O agressor pode não ser o companheiro da vítima, mas sim um pai ou filho, seja homem ou mulher. Segundo Adélia Pessoa, persistem compreensões limitadas na conceituação da violência. “É urgente desconstruir mitos e estereótipos que ainda permeiam a nossa sociedade, inclusive entre os operadores de Direito, gerando distorções, silêncios e preconceitos”, defende.
Nesta quarta-feira, o juiz Marco Aurélio Ferrara Marcolino, da 4ª Vara de Família de Belo Horizonte, aplicou os efeitos da Lei Maria da Penha para acatar pedido de medida protetiva e afastamento do lar de uma das partes de um casal homossexual. A informação é do Tribunal de Justiça de Minas Gerais.
“A questão, sem dúvida, é de suma complexidade; não é possível admitir um binarismo simplista ‘homem-algoz’ e ‘mulher-vítima’. Pois o algoz – não está sozinho – faz parte de um sistema e a vítima é um sujeito, uma mulher em situação de violência, com suas especificidades de raça, classe social etc.”, expõe Adélia.
“Urge trabalhar competências e habilidades de comunicação, trabalhar protagonismo social e não apenas ‘empoderamento’ da mulher, repetindo sempre que a violência contra a mulher é uma violação dos direitos humanos”, acrescenta a advogada.
Quem é Maria da Penha
Em 1983, a farmacêutica Maria da Penha Maia Fernandes ficou paraplégica após levar um tiro do ex-marido, enquanto dormia. Sua luta por justiça perdurou até 2002, quando ele foi finalmente condenado e preso pela tentativa de homicídio.
A 38ª edição da Revista Informativa do IBDFAM, de abril e maio de 2018, tratou da efetividade do combate à violência doméstica e trouxe uma entrevista exclusiva com Maria da Penha.
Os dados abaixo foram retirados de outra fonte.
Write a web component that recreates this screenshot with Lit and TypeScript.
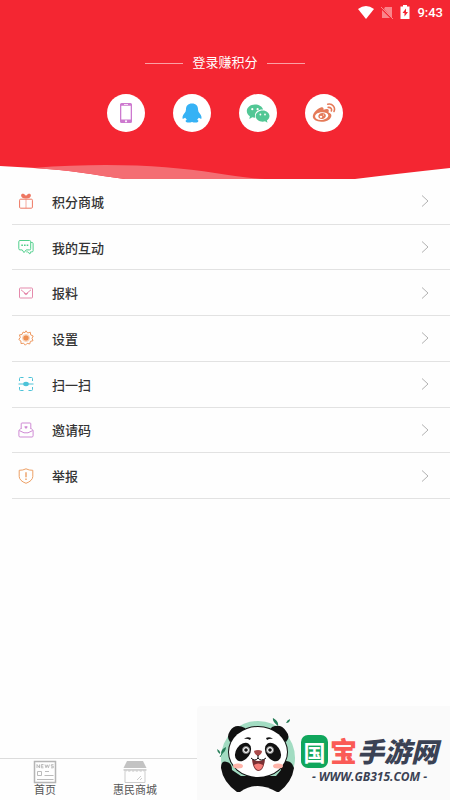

Ela falou sobre o drama vivido, quando precisou recorrer a instâncias internacionais para que seu agressor fosse punido.
Na ocasião, ela ainda denunciou a negligência de gestores públicos em pequenos municípios e falou sobre a necessidade de reeducação social de homens e mulheres. “O meu sonho era as mulheres de todos os municípios terem conhecimento da lei, um local para se informarem e, no momento em que forem agredidas, já saberem o que fazer da sua vida, já estarem instruídas para isso”, disse Maria da Penha.